» **Exercise prompt**
Skip all pictures. Write out the data below from its first line through the line that contains "AiOutlineEdit, AiOutlineDelete, AiFillSetting".

» **Information supplied**

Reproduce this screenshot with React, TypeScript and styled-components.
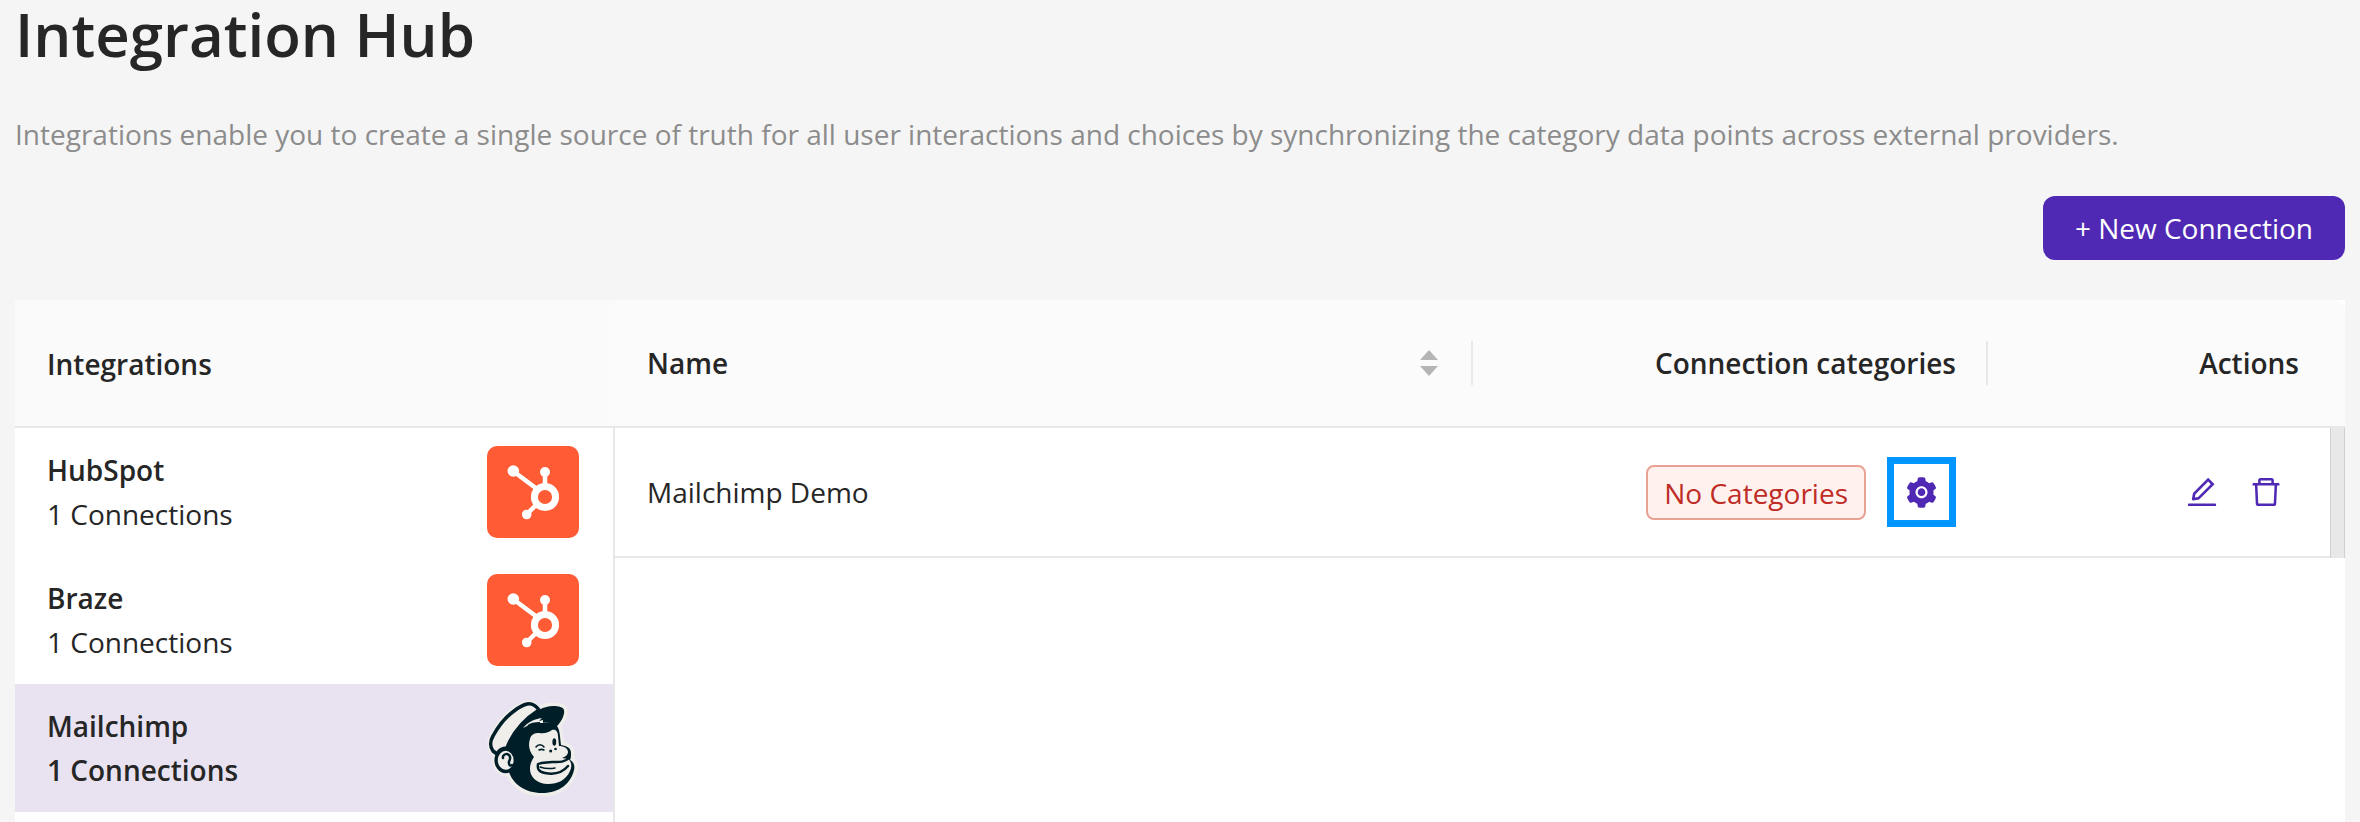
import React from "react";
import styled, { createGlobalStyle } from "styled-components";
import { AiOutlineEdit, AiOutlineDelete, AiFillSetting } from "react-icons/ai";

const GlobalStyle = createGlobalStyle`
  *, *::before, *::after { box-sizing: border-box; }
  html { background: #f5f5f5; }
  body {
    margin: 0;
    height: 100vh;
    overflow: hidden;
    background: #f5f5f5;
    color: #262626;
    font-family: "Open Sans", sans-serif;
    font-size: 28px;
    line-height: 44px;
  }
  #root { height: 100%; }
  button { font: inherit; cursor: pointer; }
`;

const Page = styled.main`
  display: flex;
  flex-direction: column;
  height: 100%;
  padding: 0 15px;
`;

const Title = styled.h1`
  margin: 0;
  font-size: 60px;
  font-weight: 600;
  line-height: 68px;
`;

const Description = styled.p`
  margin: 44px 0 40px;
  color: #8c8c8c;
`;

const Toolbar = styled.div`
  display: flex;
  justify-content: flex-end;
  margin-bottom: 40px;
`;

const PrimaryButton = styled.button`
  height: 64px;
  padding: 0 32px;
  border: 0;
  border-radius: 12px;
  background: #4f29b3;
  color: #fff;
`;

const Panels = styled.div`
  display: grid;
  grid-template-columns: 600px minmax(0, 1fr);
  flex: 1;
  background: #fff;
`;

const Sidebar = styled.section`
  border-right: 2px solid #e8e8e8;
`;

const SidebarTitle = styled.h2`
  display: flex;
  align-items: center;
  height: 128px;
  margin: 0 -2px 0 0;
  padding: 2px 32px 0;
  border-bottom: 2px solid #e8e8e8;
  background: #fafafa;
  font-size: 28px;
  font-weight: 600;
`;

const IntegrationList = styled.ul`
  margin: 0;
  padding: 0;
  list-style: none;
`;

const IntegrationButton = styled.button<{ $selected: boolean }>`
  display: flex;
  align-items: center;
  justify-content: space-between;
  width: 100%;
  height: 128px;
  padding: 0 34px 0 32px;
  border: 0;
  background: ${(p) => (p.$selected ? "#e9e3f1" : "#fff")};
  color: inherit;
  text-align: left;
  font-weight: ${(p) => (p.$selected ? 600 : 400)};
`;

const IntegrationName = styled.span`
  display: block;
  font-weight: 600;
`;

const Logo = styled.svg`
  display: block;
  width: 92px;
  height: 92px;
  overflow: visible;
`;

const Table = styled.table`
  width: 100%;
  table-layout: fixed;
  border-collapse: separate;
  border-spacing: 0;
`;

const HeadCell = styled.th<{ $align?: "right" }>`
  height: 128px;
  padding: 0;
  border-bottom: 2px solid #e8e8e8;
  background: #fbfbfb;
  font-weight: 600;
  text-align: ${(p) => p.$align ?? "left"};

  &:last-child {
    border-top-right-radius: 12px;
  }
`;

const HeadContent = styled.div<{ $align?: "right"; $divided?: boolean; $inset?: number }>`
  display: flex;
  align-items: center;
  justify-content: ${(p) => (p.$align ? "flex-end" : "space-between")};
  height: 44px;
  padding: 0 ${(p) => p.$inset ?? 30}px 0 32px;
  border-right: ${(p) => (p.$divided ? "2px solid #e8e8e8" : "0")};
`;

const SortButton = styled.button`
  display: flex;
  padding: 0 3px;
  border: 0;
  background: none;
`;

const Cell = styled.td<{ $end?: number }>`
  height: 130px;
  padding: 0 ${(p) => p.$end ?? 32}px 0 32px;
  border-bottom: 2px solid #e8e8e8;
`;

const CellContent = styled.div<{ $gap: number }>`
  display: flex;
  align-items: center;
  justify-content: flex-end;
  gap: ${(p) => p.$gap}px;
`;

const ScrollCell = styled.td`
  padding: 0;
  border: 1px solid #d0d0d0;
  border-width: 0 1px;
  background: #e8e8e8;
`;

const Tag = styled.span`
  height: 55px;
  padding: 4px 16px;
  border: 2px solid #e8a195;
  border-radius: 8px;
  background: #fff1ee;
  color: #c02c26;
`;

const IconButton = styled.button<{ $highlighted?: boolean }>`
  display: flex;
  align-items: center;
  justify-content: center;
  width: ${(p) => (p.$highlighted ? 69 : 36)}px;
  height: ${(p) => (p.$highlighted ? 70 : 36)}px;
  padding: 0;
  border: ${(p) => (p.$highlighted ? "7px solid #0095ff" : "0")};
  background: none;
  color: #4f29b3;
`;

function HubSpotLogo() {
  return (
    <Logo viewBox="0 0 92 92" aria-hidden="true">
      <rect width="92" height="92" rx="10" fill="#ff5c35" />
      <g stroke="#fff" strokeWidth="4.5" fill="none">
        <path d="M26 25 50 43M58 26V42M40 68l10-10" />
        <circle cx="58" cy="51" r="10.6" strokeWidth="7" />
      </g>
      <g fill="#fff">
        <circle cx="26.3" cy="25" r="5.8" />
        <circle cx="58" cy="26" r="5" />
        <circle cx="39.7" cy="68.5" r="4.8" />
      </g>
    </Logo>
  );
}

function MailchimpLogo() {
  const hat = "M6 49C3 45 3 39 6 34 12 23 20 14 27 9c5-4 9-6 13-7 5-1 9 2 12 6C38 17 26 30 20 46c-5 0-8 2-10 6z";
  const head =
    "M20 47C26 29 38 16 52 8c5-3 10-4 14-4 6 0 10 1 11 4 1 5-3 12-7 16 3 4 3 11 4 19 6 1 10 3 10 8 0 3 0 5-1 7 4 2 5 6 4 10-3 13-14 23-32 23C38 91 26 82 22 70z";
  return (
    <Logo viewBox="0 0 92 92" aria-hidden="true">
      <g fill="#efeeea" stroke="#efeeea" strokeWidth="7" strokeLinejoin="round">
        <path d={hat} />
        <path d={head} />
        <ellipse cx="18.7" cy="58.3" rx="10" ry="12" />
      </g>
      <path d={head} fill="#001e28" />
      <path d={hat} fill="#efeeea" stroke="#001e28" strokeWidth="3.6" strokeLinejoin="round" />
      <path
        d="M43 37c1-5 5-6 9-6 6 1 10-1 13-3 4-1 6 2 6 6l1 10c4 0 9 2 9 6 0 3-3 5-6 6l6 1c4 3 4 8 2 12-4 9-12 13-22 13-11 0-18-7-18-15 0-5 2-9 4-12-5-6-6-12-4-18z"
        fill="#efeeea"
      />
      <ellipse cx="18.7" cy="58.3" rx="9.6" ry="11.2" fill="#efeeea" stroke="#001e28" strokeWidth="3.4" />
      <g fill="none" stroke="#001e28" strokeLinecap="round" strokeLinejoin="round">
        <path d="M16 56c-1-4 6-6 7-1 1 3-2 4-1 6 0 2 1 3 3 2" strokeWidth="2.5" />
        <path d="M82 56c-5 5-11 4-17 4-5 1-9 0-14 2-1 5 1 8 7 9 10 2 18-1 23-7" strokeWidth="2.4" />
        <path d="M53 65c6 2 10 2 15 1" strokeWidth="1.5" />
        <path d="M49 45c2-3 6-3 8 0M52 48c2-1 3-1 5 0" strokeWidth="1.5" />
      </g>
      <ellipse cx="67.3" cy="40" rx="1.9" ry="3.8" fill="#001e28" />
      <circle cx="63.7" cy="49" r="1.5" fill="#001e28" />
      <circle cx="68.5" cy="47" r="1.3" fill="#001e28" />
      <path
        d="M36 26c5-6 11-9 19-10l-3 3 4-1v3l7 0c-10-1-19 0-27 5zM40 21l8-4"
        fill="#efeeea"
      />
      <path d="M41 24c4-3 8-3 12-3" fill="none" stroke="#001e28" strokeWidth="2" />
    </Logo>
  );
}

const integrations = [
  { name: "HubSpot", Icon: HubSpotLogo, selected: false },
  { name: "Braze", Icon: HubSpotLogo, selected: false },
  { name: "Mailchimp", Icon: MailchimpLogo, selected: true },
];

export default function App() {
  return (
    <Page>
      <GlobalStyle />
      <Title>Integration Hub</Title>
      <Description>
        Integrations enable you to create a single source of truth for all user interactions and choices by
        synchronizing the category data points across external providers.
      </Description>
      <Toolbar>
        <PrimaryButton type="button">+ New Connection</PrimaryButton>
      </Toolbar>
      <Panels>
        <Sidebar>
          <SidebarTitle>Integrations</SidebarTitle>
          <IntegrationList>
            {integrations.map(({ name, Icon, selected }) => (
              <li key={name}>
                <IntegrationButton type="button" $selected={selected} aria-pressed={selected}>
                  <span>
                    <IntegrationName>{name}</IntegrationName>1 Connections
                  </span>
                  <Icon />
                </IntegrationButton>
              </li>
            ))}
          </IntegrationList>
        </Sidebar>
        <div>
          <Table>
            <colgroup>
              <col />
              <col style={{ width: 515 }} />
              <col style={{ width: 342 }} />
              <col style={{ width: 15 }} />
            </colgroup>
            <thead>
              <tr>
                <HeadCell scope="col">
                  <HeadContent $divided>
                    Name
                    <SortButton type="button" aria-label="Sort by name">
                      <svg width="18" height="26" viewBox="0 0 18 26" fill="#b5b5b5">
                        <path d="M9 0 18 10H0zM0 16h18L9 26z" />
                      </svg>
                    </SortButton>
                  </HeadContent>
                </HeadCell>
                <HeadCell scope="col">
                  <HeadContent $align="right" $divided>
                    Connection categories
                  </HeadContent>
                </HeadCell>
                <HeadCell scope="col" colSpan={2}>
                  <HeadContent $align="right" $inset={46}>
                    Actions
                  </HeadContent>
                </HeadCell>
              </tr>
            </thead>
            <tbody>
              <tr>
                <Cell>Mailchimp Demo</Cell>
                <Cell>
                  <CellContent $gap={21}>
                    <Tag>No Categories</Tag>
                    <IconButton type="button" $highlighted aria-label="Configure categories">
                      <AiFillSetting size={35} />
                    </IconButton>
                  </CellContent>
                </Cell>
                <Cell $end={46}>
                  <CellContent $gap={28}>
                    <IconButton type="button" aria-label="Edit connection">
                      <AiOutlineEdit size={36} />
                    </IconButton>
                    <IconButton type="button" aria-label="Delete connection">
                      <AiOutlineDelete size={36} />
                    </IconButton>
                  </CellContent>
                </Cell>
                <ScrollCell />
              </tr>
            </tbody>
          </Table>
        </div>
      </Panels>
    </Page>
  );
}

» **Exercise solution**
Reproduce this screenshot with React, TypeScript and styled-components.
import React from "react";
import styled, { createGlobalStyle } from "styled-components";
import { AiOutlineEdit, AiOutlineDelete, AiFillSetting } from "react-icons/ai";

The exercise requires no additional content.